Dataset content -
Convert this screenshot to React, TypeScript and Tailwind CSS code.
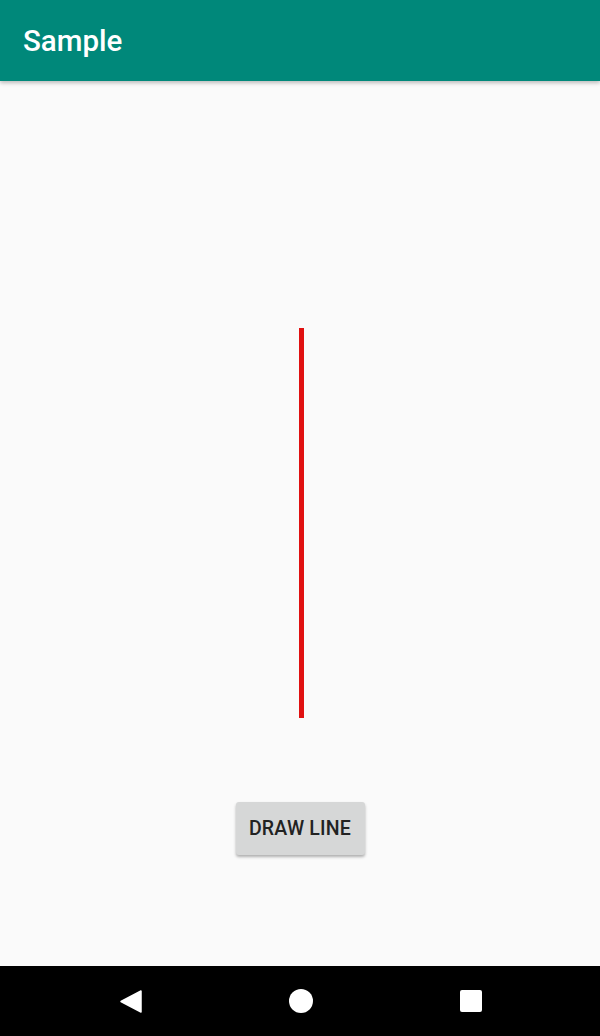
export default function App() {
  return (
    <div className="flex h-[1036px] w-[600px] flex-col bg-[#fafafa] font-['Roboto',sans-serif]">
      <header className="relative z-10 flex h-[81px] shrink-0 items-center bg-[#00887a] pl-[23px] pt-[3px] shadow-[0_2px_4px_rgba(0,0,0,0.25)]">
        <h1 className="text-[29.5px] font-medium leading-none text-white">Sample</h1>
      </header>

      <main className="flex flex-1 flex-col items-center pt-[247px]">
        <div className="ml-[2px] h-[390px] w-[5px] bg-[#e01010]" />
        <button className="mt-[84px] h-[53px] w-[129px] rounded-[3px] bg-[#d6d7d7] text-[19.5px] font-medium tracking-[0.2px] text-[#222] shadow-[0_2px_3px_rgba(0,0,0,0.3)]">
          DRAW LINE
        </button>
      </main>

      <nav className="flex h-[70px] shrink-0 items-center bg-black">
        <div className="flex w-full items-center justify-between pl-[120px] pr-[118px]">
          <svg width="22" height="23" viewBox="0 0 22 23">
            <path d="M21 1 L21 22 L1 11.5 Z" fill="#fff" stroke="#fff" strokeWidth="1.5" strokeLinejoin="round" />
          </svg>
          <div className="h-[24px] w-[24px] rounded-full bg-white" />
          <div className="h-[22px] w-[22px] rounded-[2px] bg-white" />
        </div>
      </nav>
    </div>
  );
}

Exercise brief -
All of the material above is to be copied exactly, except for its images.

Solution to the problem -
Convert this screenshot to React, TypeScript and Tailwind CSS code.
export default function App() {
  return (
    <div className="flex h-[1036px] w-[600px] flex-col bg-[#fafafa] font-['Roboto',sans-serif]">
      <header className="relative z-10 flex h-[81px] shrink-0 items-center bg-[#00887a] pl-[23px] pt-[3px] shadow-[0_2px_4px_rgba(0,0,0,0.25)]">
        <h1 className="text-[29.5px] font-medium leading-none text-white">Sample</h1>
      </header>

      <main className="flex flex-1 flex-col items-center pt-[247px]">
        <div className="ml-[2px] h-[390px] w-[5px] bg-[#e01010]" />
        <button className="mt-[84px] h-[53px] w-[129px] rounded-[3px] bg-[#d6d7d7] text-[19.5px] font-medium tracking-[0.2px] text-[#222] shadow-[0_2px_3px_rgba(0,0,0,0.3)]">
          DRAW LINE
        </button>
      </main>

      <nav className="flex h-[70px] shrink-0 items-center bg-black">
        <div className="flex w-full items-center justify-between pl-[120px] pr-[118px]">
          <svg width="22" height="23" viewBox="0 0 22 23">
            <path d="M21 1 L21 22 L1 11.5 Z" fill="#fff" stroke="#fff" strokeWidth="1.5" strokeLinejoin="round" />
          </svg>
          <div className="h-[24px] w-[24px] rounded-full bg-white" />
          <div className="h-[22px] w-[22px] rounded-[2px] bg-white" />
        </div>
      </nav>
    </div>
  );
}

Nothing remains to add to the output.